John Fante è un enigma. A leggere il libro, pare si tratti di una biografia ma forse è meglio dire una mitobiografia. Quanto è realmente così? Il Bandini di Fante, quanto è in realtà Fante? Diciamocelo: Bandini fa nervoso. E' egocentrico, egoista, superbo, spietato nella sua egoica eccentricità, un narcisista di primordine. A tratti mi è veramente risultato odioso, lui e il suo fare tant'è che ogni tanto mi veniva voglia di scaraventare il libro contro il muro. Non si preoccupa di pagare l'affitto alla vecchia ma impreca contro il suo vicino che è un impostore perché non gli restituisce 15 cents. Si celebra come vero americano e insulta la povera Camilla più e più volte, quando lui è forse più italiano di quanto lei è messicana tant'è che sogna la pasta al pomodoro. Chiede soldi a sua madre in carrozzella e povera, ma quando ne incassa un bel po' da un racconto li sperpera in vestiti che non indossa, cibo che non mangia, puttane che non scopa. Parla del desiderio di diventare un letterato solo come mezzo per ottenere fama, celebrità, e soldi. Oltre a ciò, la scrittura di John Fante così piatta e diretta, a volte quasi onirica nel suo perdersi in pensieri e sogno in prima persona, riflette la stessa psicologia di Bandini con fare così magistrale che l'odio ti sale ancora più forte andando a comprendere non più solo Bandini, ma Fante stesso. Un libro che ho divorato e che mi ha lasciato veramente tanti amari punti di domanda. Il prologo alla fine ne costituisce un epilogo che ci racconta quanto dalla biografia sia affluito nella finzione narrativa ma mostrandoci un Bandini innamorato e non corrisposto, buono e generoso con le persone, amante della letteratura e desideroso di contribuire alla cultura letteraria americana, con in mente sempre e comunque il pensiero di sua madre; insomma, ci presenta un Bandini completamente diverso. 

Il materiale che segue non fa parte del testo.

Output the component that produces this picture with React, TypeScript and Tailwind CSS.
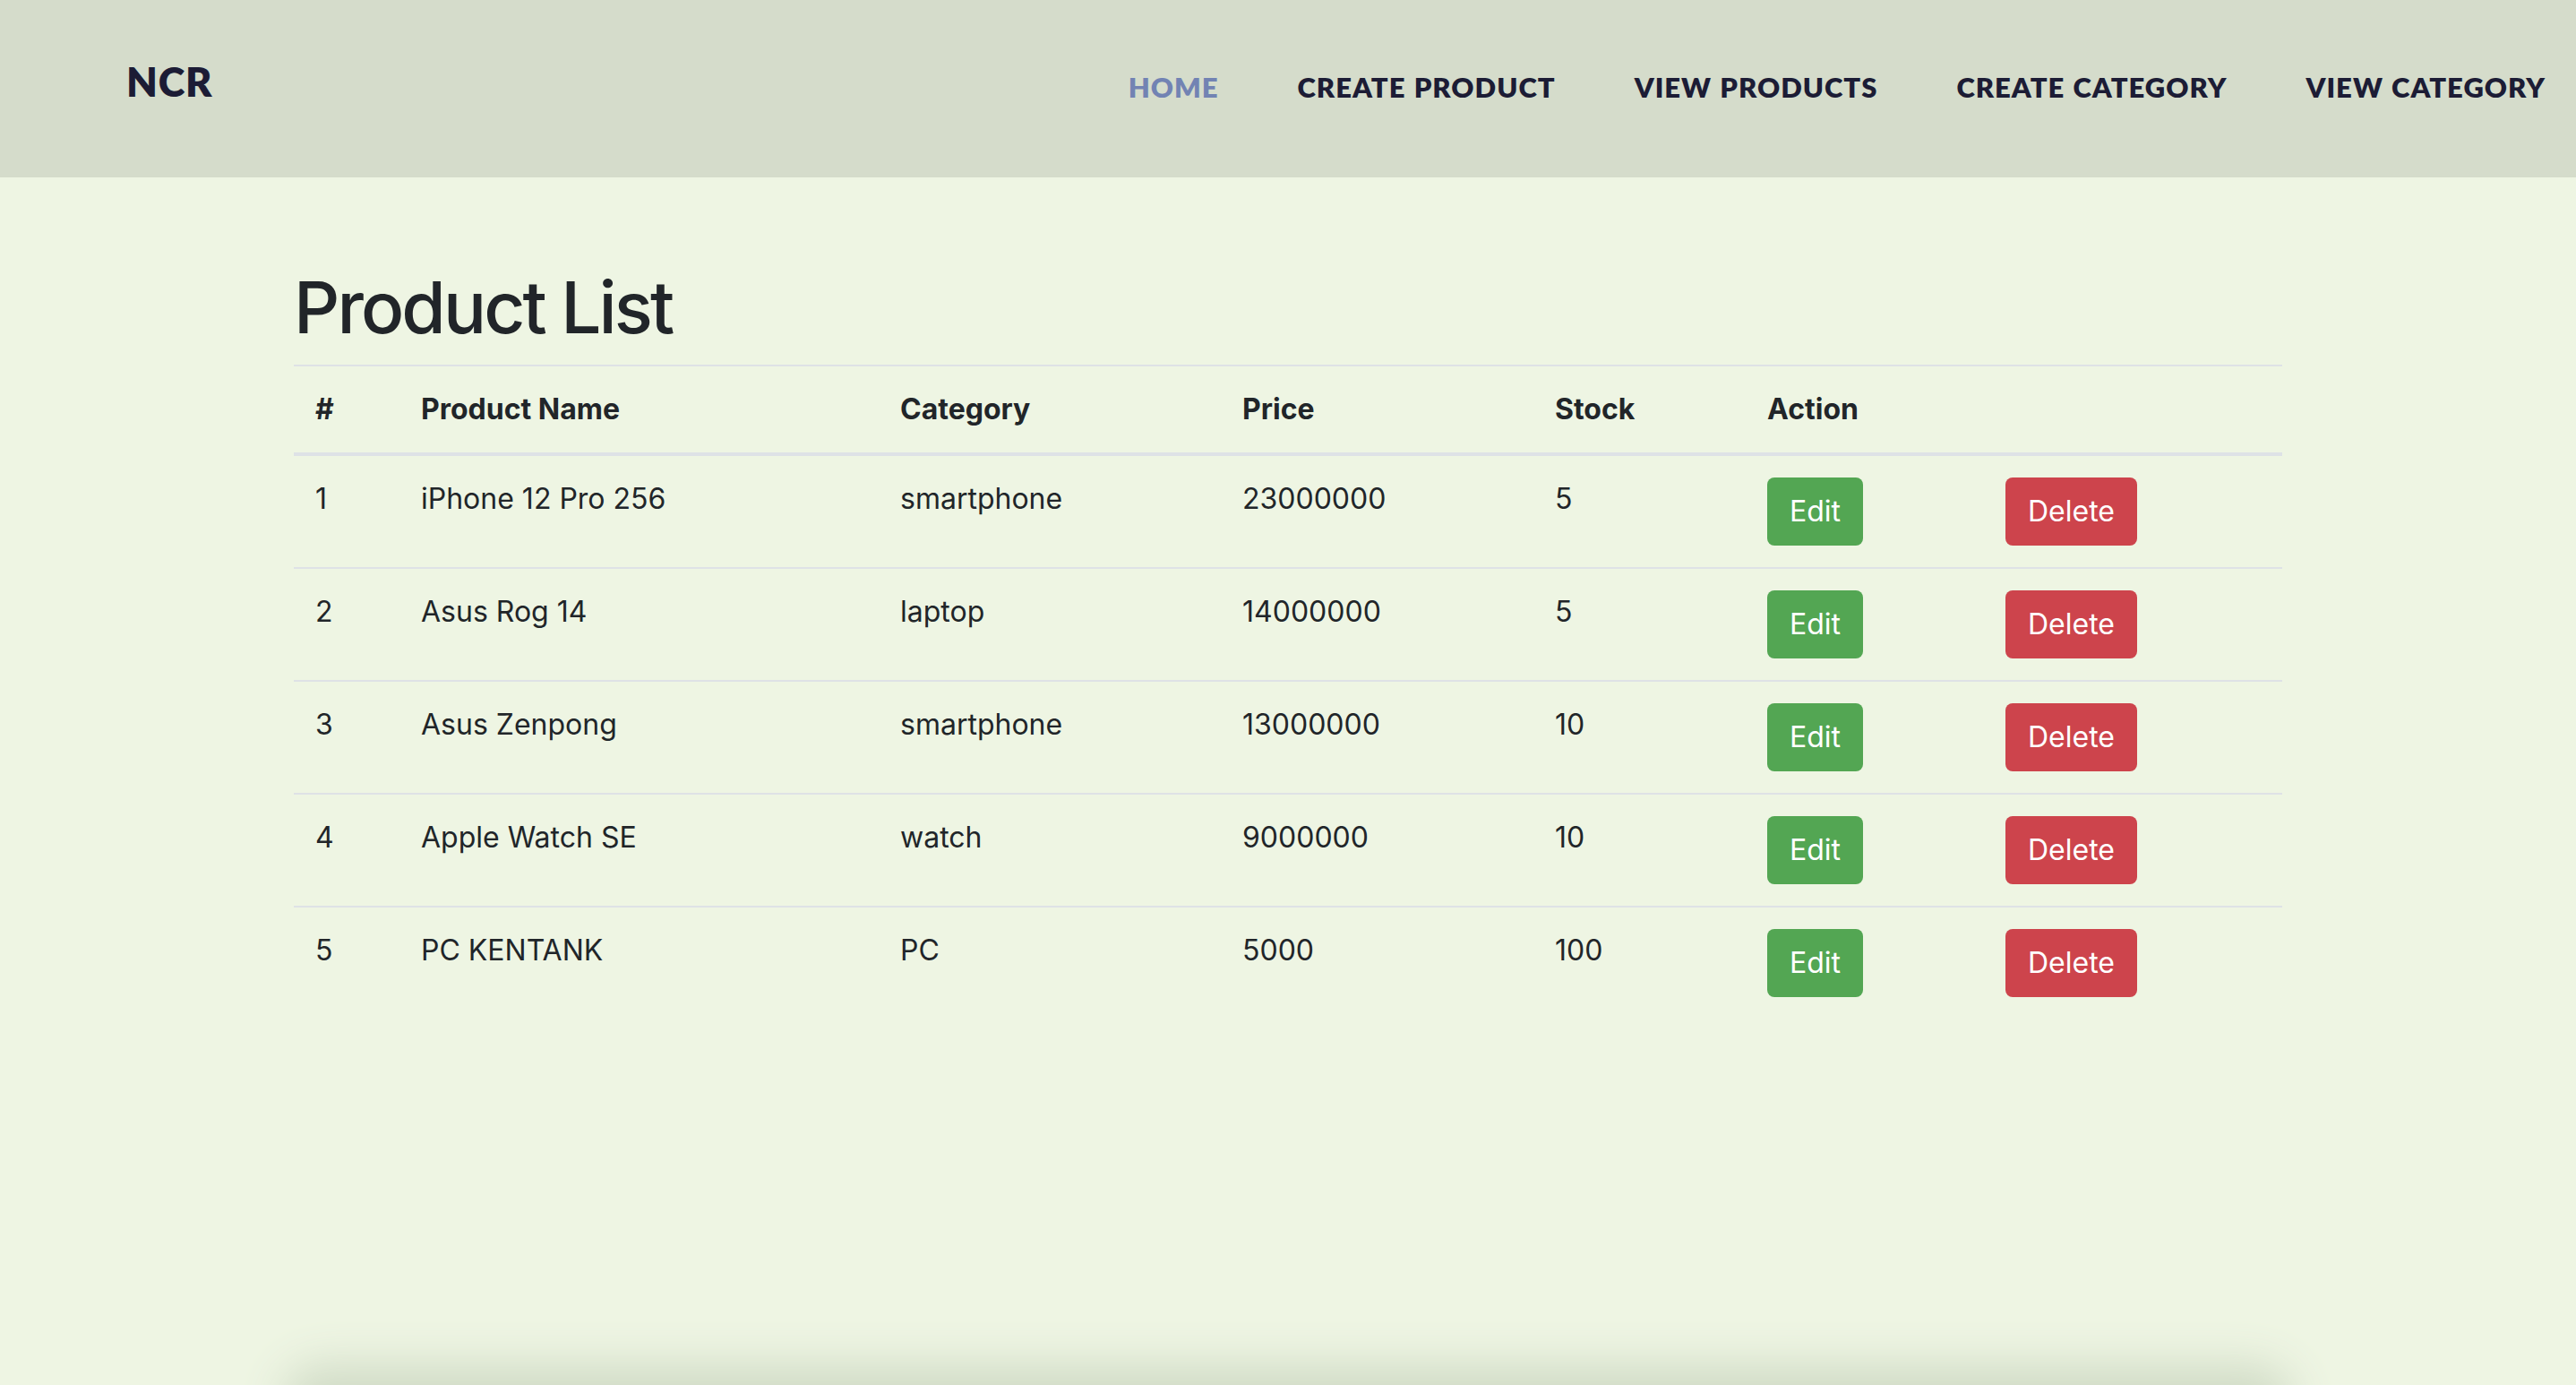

Fin dall'inizio del libro ho avuto in mente il terribile Fame di Knut Hamsun e alla fine, nel prologo/epilogo Fante mi dà ragione. Ammetto che tra i due, Fame è decisamente su un altro livello: sia per quanto riguarda la storia, sia la profondità dell'analisi psicologica, sia per lo stile, sia per la sincerità. Del resto parliamo di mondi diversi: questi sono gli Stati Uniti dove gli immigrati sognavano, e alcuni ottenevano, la fama e la gloria e la sicurezza economica, che andavano a sostituire la sicurezza la cui mancanza era ciò che li aveva portati ad abbandonare la terra natìa. Da tutto ciò a mio avviso si evince che Bandini rappresenta in primo luogo l'epopea di un apolide nella sua strenua corsa ad essere accettato nel nuovo paese, da cui appunto le derive religiose presenti nel romanzo (il cattolicesimo, così italiano) e l'amore per una messicana (espressione della parte più bassa della società).
Per concludere: un bel libro, ma non del tutto il mio genere.